For all its memorable flourishes, Mad Men depicts aftershocks rather than big events, preferring simmering drama drawn out as an essence of whatever Weiner and co. delivers. And though he very clearly obsesses over every detail of the show, it’s the messier big picture that draws anyone in at all, the sweep of social changes and grudge-bearing crows coming home to roost; the details are obvious only to the ones who have the most at stake to find meaning in them. That the critical work around the show has become so exclusive is, perhaps, inevitable, but as we mull over its final body of work, it’s worth reflecting on not the narrative ending, but the conversation it’s created around creative perfection and critical success.
That Mad Men is gone, and had unspooled its narrative so methodically and in such measured doses, were things that were inevitable from its creation — this is Weiner’s perfect pitch in action, the neat bow on top of his tender endeavor.
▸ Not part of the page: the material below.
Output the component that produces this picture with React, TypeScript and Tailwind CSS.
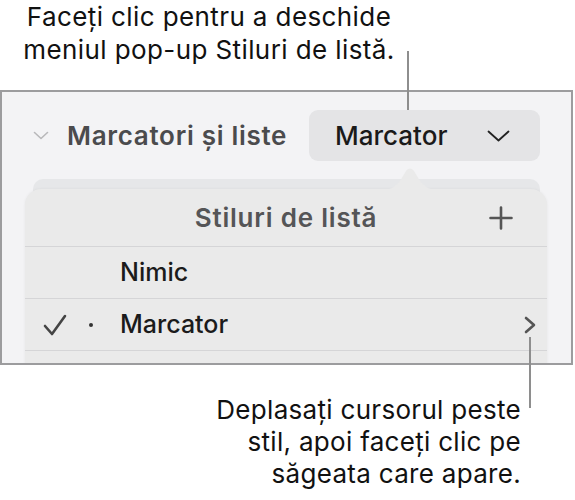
import { ReactNode } from "react";

const font = { fontFamily: "Inter, 'Noto Sans', sans-serif" };

function Row({ left, children, right, divider = true }: { left?: ReactNode; children?: ReactNode; right?: ReactNode; divider?: boolean }) {
  return (
    <div className={`flex items-center h-[52px] pr-[11px] ${divider ? "border-b border-[#d5d5d7]" : ""}`}>
      <div className="w-[95px] flex items-center pl-[18px] gap-[22px]">{left}</div>
      <div className="flex-1 text-[25px] font-medium text-[#1b1b1b]">{children}</div>
      {right}
    </div>
  );
}

export default function App() {
  return (
    <div className="relative w-[575px] h-[500px] bg-white overflow-hidden" style={font}>
      {/* top callout */}
      <div className="w-[418px] text-center text-[26px] leading-[33px] tracking-[0.4px] text-[#111]">
        <p>Faceți clic pentru a deschide</p>
        <p>meniul pop-up Stiluri de listă.</p>
      </div>

      {/* panel */}
      <div className="mt-[24px] w-[573px] h-[275px] border-2 border-[#9c9c9e] bg-[#f3f3f5] overflow-hidden">
        <div className="flex items-center h-[51px] mt-[18px] pr-[31px]">
          <svg width="16" height="9" viewBox="0 0 16 9" className="ml-[31px]">
            <path d="M1.5 1.5 L8 7.5 L14.5 1.5" fill="none" stroke="#b8b8ba" strokeWidth="1.6" strokeLinecap="round" strokeLinejoin="round" />
          </svg>
          <span className="ml-[18px] text-[26px] font-semibold text-[#4b4b4d] tracking-[0.7px]">Marcatori și liste</span>
          <div className="ml-auto w-[231px] h-[51px] rounded-[9px] bg-[#e4e4e6] flex items-center justify-between pl-[26px] pr-[30px]">
            <span className="text-[26px] font-medium text-[#1a1a1a]">Marcator</span>
            <svg width="23" height="12" viewBox="0 0 23 12">
              <path d="M1.5 1.5 L11.5 10.5 L21.5 1.5" fill="none" stroke="#222" strokeWidth="1.8" strokeLinecap="round" strokeLinejoin="round" />
            </svg>
          </div>
        </div>

        {/* card behind popover */}
        <div className="mt-[18px] ml-[31px] w-[507px] h-[30px] rounded-t-[10px] bg-[#e6e7e9]" />

        {/* popover */}
        <div className="relative -mt-[20px] ml-[23px] w-[522px] h-[200px] rounded-t-[16px] bg-[#eaeaea] shadow-[0_0_3px_rgba(0,0,0,0.06)]">
          <svg width="60" height="24" viewBox="0 0 60 24" className="absolute -top-[23px] left-[355px]">
            <path d="M0 24 C10 24 14 22 20 15 L26 5 C28 1.5 32 1.5 34 5 L40 15 C46 22 50 24 60 24 Z" fill="#eaeaea" />
          </svg>
          <div className="relative flex items-center justify-center h-[58px] border-b border-[#d5d5d7]">
            <span className="text-[26px] font-semibold text-[#555557] tracking-[0.8px]">Stiluri de listă</span>
            <svg width="24" height="24" viewBox="0 0 24 24" className="absolute right-[34px] top-[17px]">
              <path d="M12 1.5 V22.5 M1.5 12 H22.5" stroke="#555" strokeWidth="2.6" strokeLinecap="round" />
            </svg>
          </div>
          <Row>Nimic</Row>
          <Row
            left={
              <>
                <svg width="24" height="22" viewBox="0 0 24 22">
                  <path d="M2 12 L9 20 L22 2" fill="none" stroke="#444" strokeWidth="2.6" strokeLinecap="round" strokeLinejoin="round" />
                </svg>
                <span className="w-[4px] h-[4px] rounded-full bg-[#333]" />
              </>
            }
            right={
              <svg width="12" height="18" viewBox="0 0 12 18">
                <path d="M2 2 L10 9 L2 16" fill="none" stroke="#555" strokeWidth="2.6" strokeLinecap="round" strokeLinejoin="round" />
              </svg>
            }
          >
            Marcator
          </Row>
        </div>
      </div>

      {/* bottom callout */}
      <div className="mt-[29px] pr-[54px] text-right text-[26px] leading-[32px] tracking-[0.3px] text-[#111]">
        <p>Deplasați cursorul peste</p>
        <p>stil, apoi faceți clic pe</p>
        <p>săgeata care apare.</p>
      </div>

      {/* leader lines */}
      <div className="absolute left-[407px] top-[51px] w-[2px] h-[59px] bg-[#8e8e8e]" />
      <div className="absolute left-[529px] top-[337px] w-[2px] h-[71px] bg-[#8e8e8e]" />
    </div>
  );
}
But the more the show is either broadly characterized or intensely probed, the show falls apart, becomes not the sum of its parts but a series of Andre Leon Talley-like “moments” (e.g. the final ad) and the stretches in between. Mad Men is a fully realized fiction in the way many “prestige TV” shows are, but even Breaking Bad was far removed enough from most peoples’ reality to serve as a distant metaphor for greater discontent. Mad Men isn’t metaphor, but rather is composed of them, and ones that no longer hold much truth for me. Which doesn’t make it better, or worse, in any measure — only strange, to love the core of an experience but not its end result.